/---

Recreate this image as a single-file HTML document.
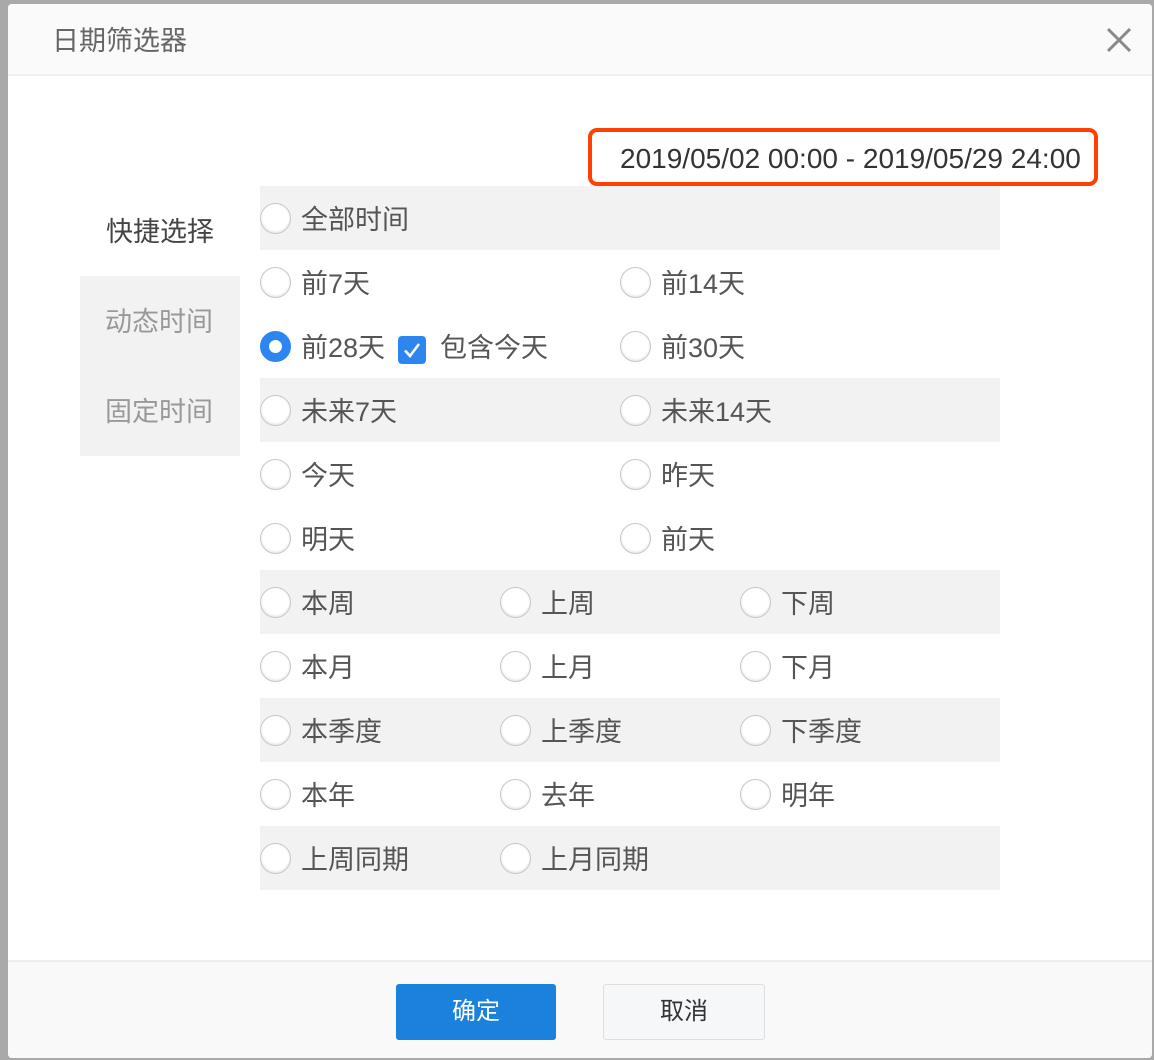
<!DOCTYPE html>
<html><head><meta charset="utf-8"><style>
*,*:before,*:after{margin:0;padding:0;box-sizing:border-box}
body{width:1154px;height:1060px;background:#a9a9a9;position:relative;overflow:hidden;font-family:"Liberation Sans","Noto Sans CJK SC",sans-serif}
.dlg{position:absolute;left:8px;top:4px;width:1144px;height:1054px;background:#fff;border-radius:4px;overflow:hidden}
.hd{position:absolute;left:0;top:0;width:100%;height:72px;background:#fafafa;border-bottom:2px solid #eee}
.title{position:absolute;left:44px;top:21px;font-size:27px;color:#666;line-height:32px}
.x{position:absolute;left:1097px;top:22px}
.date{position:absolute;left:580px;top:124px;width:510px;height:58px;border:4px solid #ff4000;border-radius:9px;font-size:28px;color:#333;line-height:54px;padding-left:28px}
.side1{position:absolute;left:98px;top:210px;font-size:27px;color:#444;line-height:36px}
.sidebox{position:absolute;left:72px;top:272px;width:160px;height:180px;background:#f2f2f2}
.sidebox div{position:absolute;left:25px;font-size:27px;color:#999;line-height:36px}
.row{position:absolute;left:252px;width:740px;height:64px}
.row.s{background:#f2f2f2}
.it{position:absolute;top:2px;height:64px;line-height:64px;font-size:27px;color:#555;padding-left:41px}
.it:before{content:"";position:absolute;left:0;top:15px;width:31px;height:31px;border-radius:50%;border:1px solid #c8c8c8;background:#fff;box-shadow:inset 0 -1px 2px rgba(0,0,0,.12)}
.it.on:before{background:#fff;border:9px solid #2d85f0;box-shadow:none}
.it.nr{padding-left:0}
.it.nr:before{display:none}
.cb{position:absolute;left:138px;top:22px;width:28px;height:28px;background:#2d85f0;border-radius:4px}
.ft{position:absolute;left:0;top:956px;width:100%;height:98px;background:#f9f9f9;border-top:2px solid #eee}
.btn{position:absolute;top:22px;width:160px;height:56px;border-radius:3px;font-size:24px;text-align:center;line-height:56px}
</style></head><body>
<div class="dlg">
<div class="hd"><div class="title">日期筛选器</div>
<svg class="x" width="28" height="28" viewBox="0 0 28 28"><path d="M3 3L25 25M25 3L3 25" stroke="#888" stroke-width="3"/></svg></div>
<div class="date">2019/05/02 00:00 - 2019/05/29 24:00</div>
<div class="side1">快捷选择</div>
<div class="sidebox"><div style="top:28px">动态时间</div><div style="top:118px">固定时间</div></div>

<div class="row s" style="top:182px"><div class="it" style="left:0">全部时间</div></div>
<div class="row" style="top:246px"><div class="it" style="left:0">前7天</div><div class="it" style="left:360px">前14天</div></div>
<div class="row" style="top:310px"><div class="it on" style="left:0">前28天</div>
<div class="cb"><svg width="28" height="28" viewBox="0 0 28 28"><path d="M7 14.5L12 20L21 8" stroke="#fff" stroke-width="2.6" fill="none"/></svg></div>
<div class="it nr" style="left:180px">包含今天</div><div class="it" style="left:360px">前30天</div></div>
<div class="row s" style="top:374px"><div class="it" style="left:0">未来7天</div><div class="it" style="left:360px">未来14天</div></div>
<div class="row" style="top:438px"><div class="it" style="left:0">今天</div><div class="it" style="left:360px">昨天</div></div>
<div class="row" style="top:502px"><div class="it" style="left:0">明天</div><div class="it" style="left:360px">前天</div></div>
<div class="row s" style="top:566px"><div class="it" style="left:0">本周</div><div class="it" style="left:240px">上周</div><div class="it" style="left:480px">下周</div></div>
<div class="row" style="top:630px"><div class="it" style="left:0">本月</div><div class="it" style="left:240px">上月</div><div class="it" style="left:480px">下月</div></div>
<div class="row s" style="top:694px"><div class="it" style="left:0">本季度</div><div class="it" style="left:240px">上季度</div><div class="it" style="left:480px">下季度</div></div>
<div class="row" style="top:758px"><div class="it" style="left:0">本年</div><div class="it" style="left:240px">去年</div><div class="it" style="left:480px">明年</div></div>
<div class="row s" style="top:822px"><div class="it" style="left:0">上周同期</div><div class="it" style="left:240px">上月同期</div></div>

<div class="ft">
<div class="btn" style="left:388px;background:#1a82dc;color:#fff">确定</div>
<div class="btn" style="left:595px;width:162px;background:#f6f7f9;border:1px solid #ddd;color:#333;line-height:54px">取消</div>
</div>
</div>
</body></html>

\---
/---

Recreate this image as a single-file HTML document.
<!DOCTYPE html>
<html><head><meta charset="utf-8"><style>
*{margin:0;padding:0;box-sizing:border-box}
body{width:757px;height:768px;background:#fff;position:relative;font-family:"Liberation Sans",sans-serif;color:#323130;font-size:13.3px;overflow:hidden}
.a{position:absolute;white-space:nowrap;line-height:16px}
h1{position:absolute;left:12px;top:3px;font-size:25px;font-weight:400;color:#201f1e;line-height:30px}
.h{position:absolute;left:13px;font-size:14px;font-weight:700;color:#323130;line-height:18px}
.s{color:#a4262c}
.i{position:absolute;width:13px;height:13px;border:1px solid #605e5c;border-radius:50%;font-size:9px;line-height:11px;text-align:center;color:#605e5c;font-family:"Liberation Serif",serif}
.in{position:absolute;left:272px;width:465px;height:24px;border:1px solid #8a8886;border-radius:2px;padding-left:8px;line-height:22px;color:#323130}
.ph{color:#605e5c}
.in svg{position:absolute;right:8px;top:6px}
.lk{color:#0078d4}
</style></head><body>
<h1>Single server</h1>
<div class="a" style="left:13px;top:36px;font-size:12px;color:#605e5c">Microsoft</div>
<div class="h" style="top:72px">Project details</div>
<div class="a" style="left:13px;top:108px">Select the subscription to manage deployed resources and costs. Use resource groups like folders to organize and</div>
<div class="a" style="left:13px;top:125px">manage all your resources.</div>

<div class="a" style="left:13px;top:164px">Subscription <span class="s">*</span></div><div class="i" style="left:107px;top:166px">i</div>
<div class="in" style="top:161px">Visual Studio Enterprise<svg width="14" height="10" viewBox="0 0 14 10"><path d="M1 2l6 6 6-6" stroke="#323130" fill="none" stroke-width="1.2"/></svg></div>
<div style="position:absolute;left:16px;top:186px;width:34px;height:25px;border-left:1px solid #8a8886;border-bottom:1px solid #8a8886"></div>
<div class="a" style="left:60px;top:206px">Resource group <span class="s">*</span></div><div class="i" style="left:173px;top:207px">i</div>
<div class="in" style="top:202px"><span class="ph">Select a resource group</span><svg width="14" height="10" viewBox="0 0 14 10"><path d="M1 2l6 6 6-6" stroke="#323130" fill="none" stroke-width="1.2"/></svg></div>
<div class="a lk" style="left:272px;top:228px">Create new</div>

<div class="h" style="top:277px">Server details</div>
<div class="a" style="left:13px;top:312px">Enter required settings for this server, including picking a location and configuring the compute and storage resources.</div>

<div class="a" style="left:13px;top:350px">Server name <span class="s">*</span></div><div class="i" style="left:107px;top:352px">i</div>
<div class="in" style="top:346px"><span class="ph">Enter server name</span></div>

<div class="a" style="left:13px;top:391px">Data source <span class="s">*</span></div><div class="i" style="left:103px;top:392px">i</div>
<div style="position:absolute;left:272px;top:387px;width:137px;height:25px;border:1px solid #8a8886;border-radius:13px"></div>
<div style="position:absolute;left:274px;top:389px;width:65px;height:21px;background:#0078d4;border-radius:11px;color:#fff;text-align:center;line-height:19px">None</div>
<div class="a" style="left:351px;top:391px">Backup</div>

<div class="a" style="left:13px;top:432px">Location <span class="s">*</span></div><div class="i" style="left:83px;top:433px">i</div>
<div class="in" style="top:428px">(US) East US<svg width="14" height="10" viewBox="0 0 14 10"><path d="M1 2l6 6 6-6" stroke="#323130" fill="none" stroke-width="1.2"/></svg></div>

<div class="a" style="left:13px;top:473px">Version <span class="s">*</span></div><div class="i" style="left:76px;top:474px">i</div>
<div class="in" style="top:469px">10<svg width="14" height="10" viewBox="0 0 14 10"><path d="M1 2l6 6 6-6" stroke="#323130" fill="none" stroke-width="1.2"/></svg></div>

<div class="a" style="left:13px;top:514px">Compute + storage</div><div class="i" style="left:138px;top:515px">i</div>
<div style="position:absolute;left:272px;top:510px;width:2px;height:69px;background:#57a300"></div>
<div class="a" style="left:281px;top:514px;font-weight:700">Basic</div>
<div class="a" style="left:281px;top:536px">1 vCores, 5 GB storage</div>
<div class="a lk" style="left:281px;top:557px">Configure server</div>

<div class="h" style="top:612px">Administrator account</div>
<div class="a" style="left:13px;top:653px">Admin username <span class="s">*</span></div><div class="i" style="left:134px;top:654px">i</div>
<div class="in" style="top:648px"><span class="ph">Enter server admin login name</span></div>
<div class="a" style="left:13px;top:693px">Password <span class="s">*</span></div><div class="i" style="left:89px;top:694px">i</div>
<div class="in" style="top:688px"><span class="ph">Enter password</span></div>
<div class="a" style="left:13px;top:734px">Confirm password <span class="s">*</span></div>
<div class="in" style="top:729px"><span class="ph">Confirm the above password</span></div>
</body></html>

\---
/---

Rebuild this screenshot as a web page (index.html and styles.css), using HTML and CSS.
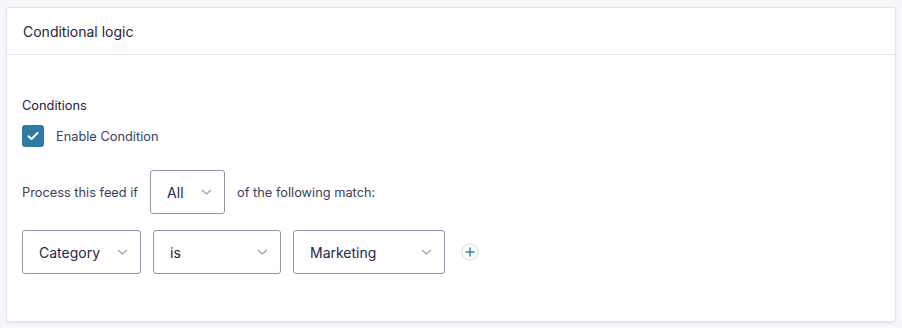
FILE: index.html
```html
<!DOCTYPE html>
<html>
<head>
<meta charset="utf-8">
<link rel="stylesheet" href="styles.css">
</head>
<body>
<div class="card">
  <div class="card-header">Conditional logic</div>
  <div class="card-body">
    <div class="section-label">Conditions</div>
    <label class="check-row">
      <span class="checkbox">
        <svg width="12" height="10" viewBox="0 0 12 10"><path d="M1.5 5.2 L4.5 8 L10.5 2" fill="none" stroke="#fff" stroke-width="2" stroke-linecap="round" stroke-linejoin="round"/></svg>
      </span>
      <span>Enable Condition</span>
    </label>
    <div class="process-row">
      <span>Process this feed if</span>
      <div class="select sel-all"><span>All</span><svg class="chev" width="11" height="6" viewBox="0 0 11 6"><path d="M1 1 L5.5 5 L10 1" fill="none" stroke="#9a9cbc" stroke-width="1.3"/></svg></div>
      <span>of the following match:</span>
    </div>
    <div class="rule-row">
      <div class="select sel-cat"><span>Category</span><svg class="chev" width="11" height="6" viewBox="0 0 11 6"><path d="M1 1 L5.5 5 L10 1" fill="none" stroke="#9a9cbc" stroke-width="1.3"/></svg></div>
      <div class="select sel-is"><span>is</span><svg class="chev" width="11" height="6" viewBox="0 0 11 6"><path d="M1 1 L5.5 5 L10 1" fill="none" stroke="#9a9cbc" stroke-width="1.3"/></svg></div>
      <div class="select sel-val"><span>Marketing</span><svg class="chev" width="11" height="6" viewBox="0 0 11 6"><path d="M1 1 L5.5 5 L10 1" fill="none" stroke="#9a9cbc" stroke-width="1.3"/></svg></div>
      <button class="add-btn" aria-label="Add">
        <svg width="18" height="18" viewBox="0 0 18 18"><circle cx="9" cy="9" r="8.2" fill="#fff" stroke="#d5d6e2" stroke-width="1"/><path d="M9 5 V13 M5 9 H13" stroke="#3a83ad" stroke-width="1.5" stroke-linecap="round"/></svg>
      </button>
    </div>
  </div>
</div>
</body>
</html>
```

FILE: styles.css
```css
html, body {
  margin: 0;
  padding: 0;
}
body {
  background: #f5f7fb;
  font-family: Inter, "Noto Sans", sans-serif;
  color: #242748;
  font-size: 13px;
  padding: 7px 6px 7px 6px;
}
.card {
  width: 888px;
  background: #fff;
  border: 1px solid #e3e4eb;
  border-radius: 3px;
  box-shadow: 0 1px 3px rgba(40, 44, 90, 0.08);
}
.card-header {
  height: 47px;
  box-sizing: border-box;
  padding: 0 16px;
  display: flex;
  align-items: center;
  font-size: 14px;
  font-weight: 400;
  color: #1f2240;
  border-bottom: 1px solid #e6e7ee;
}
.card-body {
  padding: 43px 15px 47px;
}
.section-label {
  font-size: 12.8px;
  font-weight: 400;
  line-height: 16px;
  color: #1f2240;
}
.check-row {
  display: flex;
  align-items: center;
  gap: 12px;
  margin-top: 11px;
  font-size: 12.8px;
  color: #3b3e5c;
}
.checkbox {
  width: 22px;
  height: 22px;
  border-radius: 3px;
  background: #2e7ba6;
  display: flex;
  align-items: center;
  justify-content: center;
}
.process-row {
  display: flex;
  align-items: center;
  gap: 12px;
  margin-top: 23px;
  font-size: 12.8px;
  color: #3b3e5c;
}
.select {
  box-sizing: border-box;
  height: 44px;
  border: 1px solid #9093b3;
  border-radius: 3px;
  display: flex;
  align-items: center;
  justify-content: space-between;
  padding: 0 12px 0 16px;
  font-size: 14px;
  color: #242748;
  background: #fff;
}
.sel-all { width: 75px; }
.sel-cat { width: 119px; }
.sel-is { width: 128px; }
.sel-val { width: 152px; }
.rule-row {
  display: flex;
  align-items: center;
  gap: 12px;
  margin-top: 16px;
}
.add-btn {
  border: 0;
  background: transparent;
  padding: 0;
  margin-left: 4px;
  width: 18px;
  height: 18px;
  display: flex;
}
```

\---

Set task: Search the entries for the word "this" and gather every line where it appears.

Answer to the problem:
Recreate this image as a single-file HTML document.
Recreate this image as a single-file HTML document.
<div class="a" style="left:13px;top:312px">Enter required settings for this server, including picking a location and configuring the compute and storage resources.</div>
Rebuild this screenshot as a web page (index.html and styles.css), using HTML and CSS.
      <span>Process this feed if</span>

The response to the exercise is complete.